One might think that the supplier’s own security is the most important problem, but that’s not the case: far more concerning is the concept of where the buck stops, because it’s never with the supplier and always with the client.
Take the example of a law firm that was setting up an office in a new location and decided, perfectly sensibly, to start up in a managed office suite. A security researcher phoned them one day and asked them: do you know your printer is on the internet, and do you know the admin password is set to the factory default? The researcher had been gazing around for interesting things using the Shodan.io device security search engine, and among the boring stuff had noticed something that looked like a printer. So, he pointed his web browser at it, Googled the default password for that make and model, checked out the printer’s address book and realised whose printer it was.
In this case the outcome was a happy one, but it should be obvious that a printer that’s visible from the internet is a simple path into a company’s internal network. And had the result been, say, the theft of masses of personal data from the law firm’s files, the company shamed by the press wouldn’t have been the service provider. Customers can write penalty clauses into outsource agreements, but we’d be hard pressed to find one contract that transfers the reputational impact – it’s simply not possible.
So, then, accountability is a worse problem than the supplier’s own security. But the next problem is even worse than both of the above: ownership.
Contract should be water-tight – but remember that can sometimes work against you
The service provider is contractually obliged to provide the services stated in the contract, to the level agreed therein.
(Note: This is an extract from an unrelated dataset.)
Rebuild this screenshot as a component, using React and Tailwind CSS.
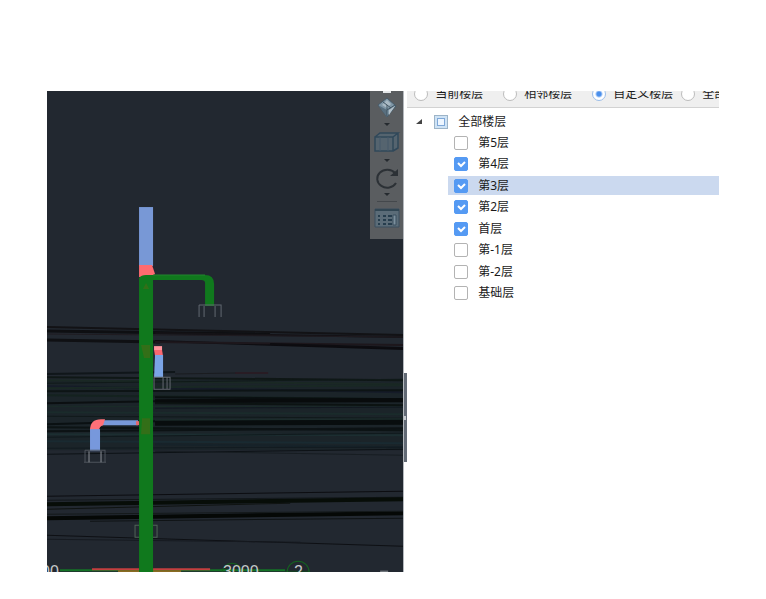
import { useState } from "react";

const BASE = [
  // x1, y1, x2, y2, colour, width
  [47, 327, 403, 335, "#121215", 2],
  [47, 331, 270, 334, "#0e0f12", 3],
  [155, 333, 403, 337, "#141216", 2],
  [47, 334, 403, 337, "#1f1b20", 1],
  [47, 340, 160, 342, "#0f1013", 3],
  [155, 341, 403, 349, "#0c0c10", 2],
  [155, 342, 403, 345, "#1d171c", 2],
  [270, 344, 403, 348, "#0d0c10", 2],
  [47, 374, 175, 372, "#10161a", 2],
  [175, 374, 235, 373, "#1a1c20", 1],
  [235, 373, 268, 373, "#2e1018", 1],
  [47, 377, 403, 380, "#0f1716", 2],
  [47, 380, 403, 384, "#1a2824", 2],
  [47, 383, 403, 379, "#101a19", 1],
  [47, 386, 403, 392, "#151b28", 2],
  [47, 388, 403, 385, "#192824", 2],
  [47, 391, 403, 390, "#0d1415", 2],
  [47, 395, 403, 399, "#14221f", 2],
  [155, 397, 403, 399, "#0a1011", 2],
  [47, 403, 155, 401, "#0b0f11", 2],
  [155, 401, 403, 400, "#080b0c", 4],
  [155, 403, 403, 405, "#0c1312", 2],
  [47, 406, 403, 407, "#1a2c28", 1],
  [155, 408, 403, 407, "#121821", 1],
  [47, 412, 403, 414, "#1a2b2b", 2],
  [47, 416, 403, 418, "#10191a", 1],
  [155, 420, 403, 419, "#1b2b2a", 2],
  [47, 424, 155, 421, "#0a1012", 2],
  [155, 423, 403, 422, "#080d0e", 5],
  [47, 427, 403, 430, "#0c1314", 2],
  [47, 431, 403, 428, "#0c1214", 2],
  [47, 434, 403, 435, "#1c2e31", 2],
  [47, 437, 403, 433, "#101a1d", 1],
  [47, 441, 403, 443, "#192a31", 2],
  [155, 444, 403, 447, "#162229", 2],
  [47, 448, 403, 447, "#121b20", 1],
  [47, 454, 403, 449, "#0d1216", 1],
  [155, 451, 403, 455, "#171d22", 1],
  [47, 496, 403, 491, "#0c0d11", 1],
  [47, 500, 403, 497, "#12171a", 1],
  [47, 504, 403, 499, "#070d08", 4],
  [47, 509, 290, 503, "#0f1311", 1],
  [47, 518, 403, 513, "#050806", 4],
  [47, 514, 403, 511, "#14191a", 1],
  [90, 521, 403, 518, "#0f1315", 1],
  [47, 535, 403, 546, "#0e1014", 1],
  [47, 539, 300, 542, "#161a20", 1],
];

function Model() {
  return (
    <svg
      className="block h-full w-full"
      viewBox="47 91 356 481"
      preserveAspectRatio="xMinYMin slice"
      role="img"
      aria-label="三维管道模型"
    >
      <rect x="47" y="91" width="356" height="481" fill="#222830" />
      <rect x="47" y="380" width="356" height="70" fill="#1b2429" />
      {BASE.map(([x1, y1, x2, y2, c, w], i) => (
        <line key={i} x1={x1} y1={y1} x2={x2} y2={y2} stroke={c} strokeWidth={w} />
      ))}

      <path d="M60 570H285" stroke="#147326" strokeWidth="2" />
      <path d="M285 571H310" stroke="#14471f" />
      <path d="M92 569H139M153 569H210" stroke="#c43f3f" strokeWidth="2" />
      <path d="M118 571h21M153 571h28" stroke="#8a6a22" strokeWidth="2" />

      <rect x="139" y="207" width="14" height="59" fill="#7898d6" />
      <path d="M139 265h13l3 9-4 3h-12z" fill="#ff6b70" />
      <path
        d="M139 278q2-3 7-3h59q9 0 9 9v22h-9v-23q0-3-4-3h-48v292h-14z"
        fill="#10791d"
      />
      <path d="M153 275h52" stroke="#23852e" />
      <path d="M143 289l3-6 3 6zM141 345h9v13h-6zM142 418h8v16h-9z" fill="#4b6916" opacity="0.6" />
      <path d="M199 305h22v12M199 305v12M204 306v11M215 306v11" fill="none" stroke="#616871" />

      <path d="M154 346h8v4h-8z" fill="#ff969d" />
      <path d="M154 350h8l1 6h-8z" fill="#fa6870" />
      <path d="M155 355h8v22h-9z" fill="#7ba4e5" />
      <path d="M154 377h16v12h-16zM163 377v12M167 377v12" fill="none" stroke="#63676e" />

      <path d="M100 420h38v5h-38z" fill="#7899d9" />
      <path d="M136 421h3v4h-3z" fill="#e2686f" />
      <path d="M90 430q0-11 11-11h4l-2 6q-4 1-4 6z" fill="#ff7078" />
      <rect x="90" y="429" width="10" height="22" fill="#7798dc" />
      <path d="M85 450h20v12M85 450v12M84 462h22" fill="none" stroke="#4d535b" />
      <path d="M89 451v11M101 451v11" stroke="#8c9096" />
      <path d="M139 525h-4v12h4M153 525h4v12h-4" fill="none" stroke="#4f6457" />

      <circle cx="232" cy="573" r="10" fill="none" stroke="#14641f" />
      <circle cx="298" cy="572" r="11" fill="none" stroke="#14641f" />
      <g fill="#c5c9ca" fontFamily="'Liberation Sans', Arial, sans-serif" fontSize="16">
        <text x="223" y="577">3000</text>
        <text x="294" y="577">2</text>
        <text x="41" y="577">00</text>
      </g>
      <path d="M380 571h8" stroke="#92979c" />
    </svg>
  );
}

function Caret() {
  return (
    <svg className="h-1 w-2" viewBox="0 0 8 4" aria-hidden="true">
      <path d="M1 0h6L4 3z" fill="#252a2f" />
    </svg>
  );
}

function ViewTools() {
  return (
    <div className="absolute top-0 right-0 flex h-[148px] w-[33px] flex-col items-center overflow-hidden bg-[#5a5d60]">
      <div className="h-[2px] w-2 shrink-0 bg-[#e4e6e8]" />
      <button type="button" aria-label="动态观察" className="mt-1 shrink-0">
        <svg className="block h-6 w-6" viewBox="0 0 24 24">
          <path d="M3 8L12 1l9 8-9 11z" fill="#7f96a6" stroke="#465a68" />
          <path d="M3 8l9 5v7z" fill="#596f7f" />
          <path d="M12 3l4 4-4 4-5-3z" fill="#a9b9c4" />
          <path d="M14 13l6-4-6 9z" fill="#b4c1ca" />
          <path d="M12 13l8-5M12 13V8M12 13v6M8 5l8 6" stroke="#405462" />
        </svg>
      </button>
      <div className="flex h-2 shrink-0 items-center"><Caret /></div>
      <button type="button" aria-label="立方体视图" className="shrink-0">
        <svg className="block h-7 w-7" viewBox="0 0 28 28">
          <path d="M2 8l5-4h19l-1 15-5 3H2z" fill="#55646f" />
          <path d="M2 8h18v14H2zM2 8l5-4h18l-5 4M25 4v15l-5 3" fill="none" stroke="#30485a" strokeWidth="1.5" />
          <path d="M7 8v14M15 8v14" stroke="#46596a" />
        </svg>
      </button>
      <div className="flex h-2 shrink-0 items-center"><Caret /></div>
      <button type="button" aria-label="旋转" className="shrink-0">
        <svg className="block h-7 w-7" viewBox="0 0 28 28" fill="none">
          <path d="M22 8A10 9 0 1 0 23 18" stroke="#2c3136" strokeWidth="2" />
          <path d="M25 4v7h-8z" fill="#2c3136" />
        </svg>
      </button>
      <div className="flex h-1 shrink-0 items-center"><Caret /></div>
      <div className="mt-1 h-px w-5 shrink-0 bg-[#44484c]" />
      <button type="button" aria-label="显示设置" className="mt-1 shrink-0">
        <svg className="block h-6 w-7" viewBox="0 0 28 24">
          <path d="M2 3h24v18H2z" fill="#5b6c78" stroke="#3a4f5e" />
          <path d="M2 4h24" stroke="#314653" strokeWidth="2" />
          <path d="M5 10h2M5 14h2M5 18h2M10 10h3M10 14h3M10 18h3M15 10h4M15 14h4M15 18h4" stroke="#263d4d" strokeWidth="2" />
          <path d="M20 9h3v10h-3z" fill="#7c909d" stroke="#3a4f5e" />
        </svg>
      </button>
    </div>
  );
}

const SCOPES = ["当前楼层", "相邻楼层", "自定义楼层", "全部楼层"];

function ScopeBar() {
  const [scope, setScope] = useState(2);
  return (
    <fieldset className="flex h-[17px] items-center overflow-hidden border-b border-[#d2d2d2] bg-[#efefef] pb-[10px] pl-[7px]">
      {SCOPES.map((name, i) => (
        <label key={name} className={"flex shrink-0 items-center gap-[7px] " + (i === 2 ? "mr-2" : "mr-5")}>
          <input
            type="radio"
            name="scope"
            checked={scope === i}
            onChange={() => setScope(i)}
            className="h-[14px] w-[14px] appearance-none rounded-full border border-[#bcbcbc] bg-white checked:border-[#9bbde8] checked:bg-[radial-gradient(circle,#4a8fec_2px,#ffffff_4px)]"
          />
          <span>{name}</span>
        </label>
      ))}
    </fieldset>
  );
}

function Check({ checked, onChange }) {
  return (
    <span className="relative block h-[14px] w-[14px] shrink-0">
      <input
        type="checkbox"
        checked={checked}
        onChange={onChange}
        className="block h-[14px] w-[14px] appearance-none rounded-xs border border-[#b3b3b3] bg-white checked:border-[#559af3] checked:bg-[#559af3]"
      />
      {checked && (
        <svg className="pointer-events-none absolute inset-0" viewBox="0 0 14 14" fill="none" aria-hidden="true">
          <path d="M4 6l3 3 4-4" stroke="#fff" strokeWidth="2" />
        </svg>
      )}
    </span>
  );
}

const FLOORS = ["第5层", "第4层", "第3层", "第2层", "首层", "第-1层", "第-2层", "基础层"];

function FloorTree() {
  const [shown, setShown] = useState([false, true, true, true, true, false, false, false]);
  const [open, setOpen] = useState(true);
  const all = shown.every(Boolean);
  const toggle = (i) => setShown(shown.map((v, j) => (j === i ? !v : v)));
  return (
    <div className="pt-[3px]">
      <div className="flex h-[21px] items-center pl-2">
        <button type="button" aria-label="展开或收起" aria-expanded={open} onClick={() => setOpen(!open)}>
          <svg className="block h-2 w-2" viewBox="0 0 8 8">
            <path d="M7 1v5H1z" fill="#444" />
          </svg>
        </button>
        <label className="ml-[11px] flex items-center gap-[10px]">
          <input
            type="checkbox"
            checked={all}
            onChange={() => setShown(FLOORS.map(() => !all))}
            className="h-[14px] w-[14px] appearance-none border border-[#9db4c8] bg-[#eef6ff] shadow-[inset_0_0_0_2px_#cfe3f5,inset_0_0_0_3px_#7fa8d8] checked:bg-[#559af3]"
          />
          <span>全部楼层</span>
        </label>
      </div>
      {open && (
        <ul className="grid h-[172px] grid-rows-8 items-center pl-[41px]">
          {FLOORS.map((name, i) => (
            <li key={name} className={i === 2 ? "bg-[#cbd9ef]" : ""}>
              <label className="flex h-[19px] items-center gap-[10px] pl-[6px]">
                <Check checked={shown[i]} onChange={() => toggle(i)} />
                <span>{name}</span>
              </label>
            </li>
          ))}
        </ul>
      )}
    </div>
  );
}

export default function App() {
  return (
    <div className="bg-white px-[47px] pt-[91px] pb-[27px] font-['Noto_Sans','Noto_Sans_CJK_SC',sans-serif] text-xs leading-4 text-[#1a1a1a]">
      <main className="flex h-[481px] overflow-hidden">
        <section className="relative w-[53%] shrink-0 overflow-hidden">
          <Model />
          <ViewTools />
        </section>
        <div className="flex w-1 shrink-0 flex-col justify-center border-l border-[#b4b8bd] pt-[172px]">
          <button type="button" aria-label="折叠面板" className="flex h-[89px] w-full items-center bg-[#626a75]">
            <span className="h-1 w-[2px] bg-[#c6cbd0]" />
          </button>
        </div>
        <aside className="min-w-0 flex-1">
          <ScopeBar />
          <FloorTree />
        </aside>
      </main>
    </div>
  );
}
And that’s it. If you’re smugly thinking: “Oh, my provider does more than that”, this may be true some of the time: A half-decent service provider that comes across a new vulnerability – perhaps even one that affects its own systems – will, as a courtesy, mention it to the customer. But that doesn’t mean it is delivering a robust Threat Intelligence (TI) service, just that the provider’s mentioning a potential vulnerability once in a while.
A typical contract with the service provider will probably include the requirement to ensure that security patches are installed within a strict time limit after release. But here’s to betting it doesn’t include checking to see whether any of the vulnerabilities that those patches fix have been exploited in the meantime. Although some security patches fix vulnerabilities completely and permanently, others will slam the door shut but not notice the bad guys are already inside; unless your service provider takes the time to look, the installation of the patch may have been largely pointless.
And when the agreement includes “patching of Windows servers”, what does that mean? Unless customers are careful, it means installing Windows patches. But what about the motherboard firmware? The firmware of the RAID card? The software of the “lights-out” management adaptor?
All of the above can be catered for in the service contract and the Service Level Agreement (SLA), of course, but in some cases it’s conspicuous by its absence. Yet vendors regularly put out firmware fixes for their kit because of both functionality bugs (which can cause your production servers to turn up their toes without warning) and security vulnerabilities.
Firmware can bite you on the backside when you least expect it, such as the morning my primary production database shut itself down because a firmware bug had wrongly caused the hardware to turn itself off. And if you still don’t believe firmware patching is a necessity, check out a March 2021 report from Microsoft, which says that 80 per cent of organisations have experienced a firmware-related attack over a two-year period.
Interestingly the SLA associated with the outsourced service can be an enemy rather than a friend. Take, for example, a global company that outsourced its IT support to a well-known name, who dealt with a service request from a tester who needed to be enabled to log into a dozen or so servers to run CPU and memory loading tests.
The tester arrived the next morning to find that he could indeed log into those servers … and after a little digging realised that this had been achieved by the service provider making him a Domain Administrator. Lightning-fast response, and the target time of the service level agreement was well and truly met, but overall it was a somewhat sub-optimal outcome.
The front-line team were focused on quick response, and they achieved it, but as junior people in a vast organisation it never occurred to them to think of the deeper implications.
So, we’ve looked at a variety of instances where your outsourced service provider hasn’t provided – or isn’t contracted to provide – the service you need or expect. There’s another factor at play, though: the uptime you expect your service provider to give you.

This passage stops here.